## Start Information shown

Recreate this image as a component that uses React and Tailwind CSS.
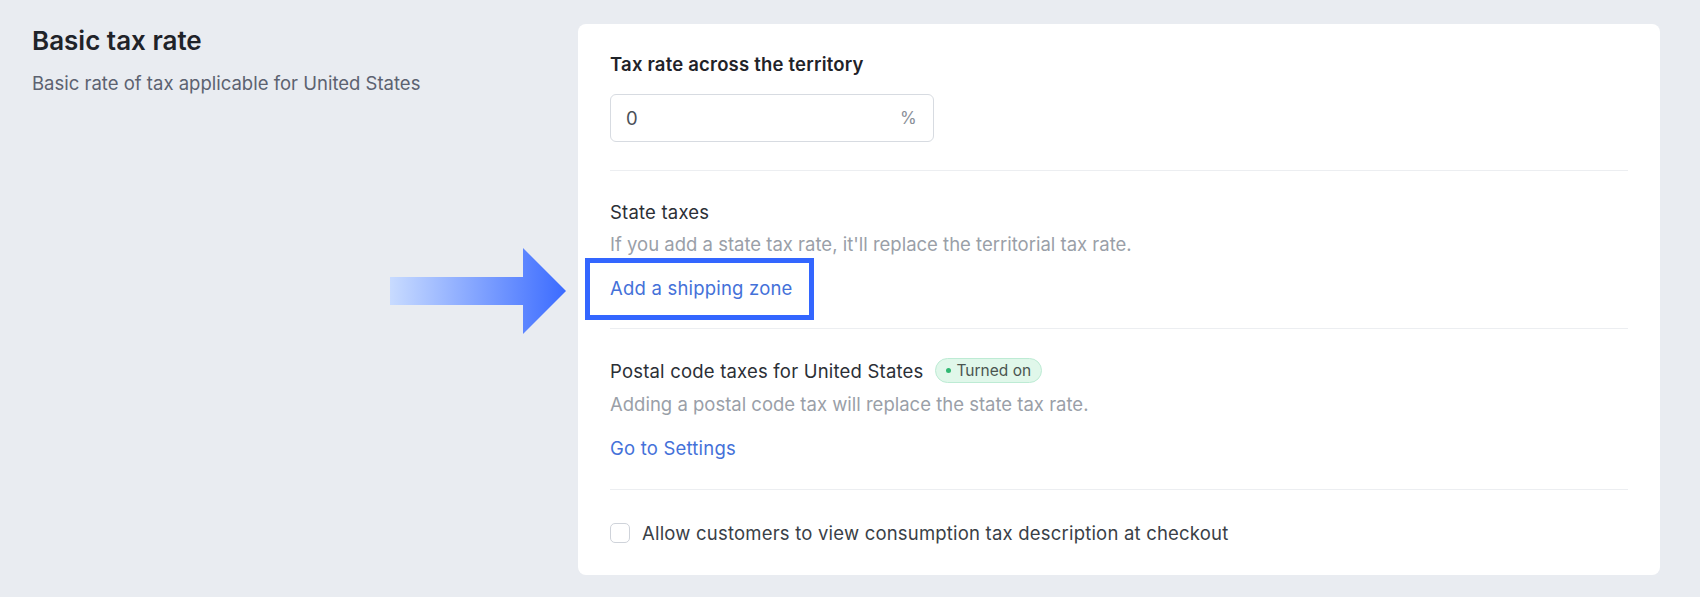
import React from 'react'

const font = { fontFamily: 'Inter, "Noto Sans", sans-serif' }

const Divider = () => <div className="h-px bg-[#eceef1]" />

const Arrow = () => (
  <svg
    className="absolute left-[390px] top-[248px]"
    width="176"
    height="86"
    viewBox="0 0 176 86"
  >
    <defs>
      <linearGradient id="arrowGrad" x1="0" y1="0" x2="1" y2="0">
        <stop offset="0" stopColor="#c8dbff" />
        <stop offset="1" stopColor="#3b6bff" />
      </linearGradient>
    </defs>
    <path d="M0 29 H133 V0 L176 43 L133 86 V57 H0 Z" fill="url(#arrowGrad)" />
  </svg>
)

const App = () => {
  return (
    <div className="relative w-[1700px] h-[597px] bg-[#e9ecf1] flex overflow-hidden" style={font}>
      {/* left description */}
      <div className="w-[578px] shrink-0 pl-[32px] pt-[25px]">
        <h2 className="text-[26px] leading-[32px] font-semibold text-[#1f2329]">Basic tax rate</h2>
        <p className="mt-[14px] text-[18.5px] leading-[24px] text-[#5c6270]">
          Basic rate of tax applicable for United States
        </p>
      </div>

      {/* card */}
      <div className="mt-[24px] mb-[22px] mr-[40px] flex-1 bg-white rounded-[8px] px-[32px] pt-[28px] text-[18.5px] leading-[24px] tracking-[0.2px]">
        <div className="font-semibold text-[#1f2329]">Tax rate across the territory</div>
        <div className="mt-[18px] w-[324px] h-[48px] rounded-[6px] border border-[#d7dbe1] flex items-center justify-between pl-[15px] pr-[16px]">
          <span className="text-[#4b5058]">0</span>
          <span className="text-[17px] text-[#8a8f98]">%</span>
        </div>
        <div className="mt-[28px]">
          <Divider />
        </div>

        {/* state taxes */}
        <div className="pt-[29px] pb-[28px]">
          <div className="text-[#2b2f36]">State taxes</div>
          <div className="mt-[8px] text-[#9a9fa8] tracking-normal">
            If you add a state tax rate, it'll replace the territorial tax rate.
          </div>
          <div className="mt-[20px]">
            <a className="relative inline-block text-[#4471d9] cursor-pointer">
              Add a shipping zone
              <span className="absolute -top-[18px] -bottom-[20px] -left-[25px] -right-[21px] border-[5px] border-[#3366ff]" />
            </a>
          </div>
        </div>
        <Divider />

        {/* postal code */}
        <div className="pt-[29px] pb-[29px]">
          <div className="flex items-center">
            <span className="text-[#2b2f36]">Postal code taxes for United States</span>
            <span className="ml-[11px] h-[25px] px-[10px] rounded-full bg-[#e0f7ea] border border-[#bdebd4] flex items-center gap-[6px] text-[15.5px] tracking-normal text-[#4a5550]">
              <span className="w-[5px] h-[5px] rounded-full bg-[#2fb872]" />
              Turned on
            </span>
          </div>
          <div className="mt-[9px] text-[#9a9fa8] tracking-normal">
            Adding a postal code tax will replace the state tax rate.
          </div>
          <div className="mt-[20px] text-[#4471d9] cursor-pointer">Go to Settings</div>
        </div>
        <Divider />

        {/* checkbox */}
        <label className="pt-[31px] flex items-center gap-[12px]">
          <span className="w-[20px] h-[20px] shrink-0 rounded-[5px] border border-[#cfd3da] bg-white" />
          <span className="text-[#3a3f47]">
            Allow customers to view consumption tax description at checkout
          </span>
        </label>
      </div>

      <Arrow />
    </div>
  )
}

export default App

## End Information shown

Written request: Leave out the pictures and transcribe everything else exactly.

Written solution:
Recreate this image as a component that uses React and Tailwind CSS.
import React from 'react'

const font = { fontFamily: 'Inter, "Noto Sans", sans-serif' }

const Divider = () => <div className="h-px bg-[#eceef1]" />

const Arrow = () => (
  <svg
    className="absolute left-[390px] top-[248px]"
    width="176"
    height="86"
    viewBox="0 0 176 86"
  >
    <defs>
      <linearGradient id="arrowGrad" x1="0" y1="0" x2="1" y2="0">
        <stop offset="0" stopColor="#c8dbff" />
        <stop offset="1" stopColor="#3b6bff" />
      </linearGradient>
    </defs>
    <path d="M0 29 H133 V0 L176 43 L133 86 V57 H0 Z" fill="url(#arrowGrad)" />
  </svg>
)

const App = () => {
  return (
    <div className="relative w-[1700px] h-[597px] bg-[#e9ecf1] flex overflow-hidden" style={font}>
      {/* left description */}
      <div className="w-[578px] shrink-0 pl-[32px] pt-[25px]">
        <h2 className="text-[26px] leading-[32px] font-semibold text-[#1f2329]">Basic tax rate</h2>
        <p className="mt-[14px] text-[18.5px] leading-[24px] text-[#5c6270]">
          Basic rate of tax applicable for United States
        </p>
      </div>

      {/* card */}
      <div className="mt-[24px] mb-[22px] mr-[40px] flex-1 bg-white rounded-[8px] px-[32px] pt-[28px] text-[18.5px] leading-[24px] tracking-[0.2px]">
        <div className="font-semibold text-[#1f2329]">Tax rate across the territory</div>
        <div className="mt-[18px] w-[324px] h-[48px] rounded-[6px] border border-[#d7dbe1] flex items-center justify-between pl-[15px] pr-[16px]">
          <span className="text-[#4b5058]">0</span>
          <span className="text-[17px] text-[#8a8f98]">%</span>
        </div>
        <div className="mt-[28px]">
          <Divider />
        </div>

        {/* state taxes */}
        <div className="pt-[29px] pb-[28px]">
          <div className="text-[#2b2f36]">State taxes</div>
          <div className="mt-[8px] text-[#9a9fa8] tracking-normal">
            If you add a state tax rate, it'll replace the territorial tax rate.
          </div>
          <div className="mt-[20px]">
            <a className="relative inline-block text-[#4471d9] cursor-pointer">
              Add a shipping zone
              <span className="absolute -top-[18px] -bottom-[20px] -left-[25px] -right-[21px] border-[5px] border-[#3366ff]" />
            </a>
          </div>
        </div>
        <Divider />

        {/* postal code */}
        <div className="pt-[29px] pb-[29px]">
          <div className="flex items-center">
            <span className="text-[#2b2f36]">Postal code taxes for United States</span>
            <span className="ml-[11px] h-[25px] px-[10px] rounded-full bg-[#e0f7ea] border border-[#bdebd4] flex items-center gap-[6px] text-[15.5px] tracking-normal text-[#4a5550]">
              <span className="w-[5px] h-[5px] rounded-full bg-[#2fb872]" />
              Turned on
            </span>
          </div>
          <div className="mt-[9px] text-[#9a9fa8] tracking-normal">
            Adding a postal code tax will replace the state tax rate.
          </div>
          <div className="mt-[20px] text-[#4471d9] cursor-pointer">Go to Settings</div>
        </div>
        <Divider />

        {/* checkbox */}
        <label className="pt-[31px] flex items-center gap-[12px]">
          <span className="w-[20px] h-[20px] shrink-0 rounded-[5px] border border-[#cfd3da] bg-white" />
          <span className="text-[#3a3f47]">
            Allow customers to view consumption tax description at checkout
          </span>
        </label>
      </div>

      <Arrow />
    </div>
  )
}

export default App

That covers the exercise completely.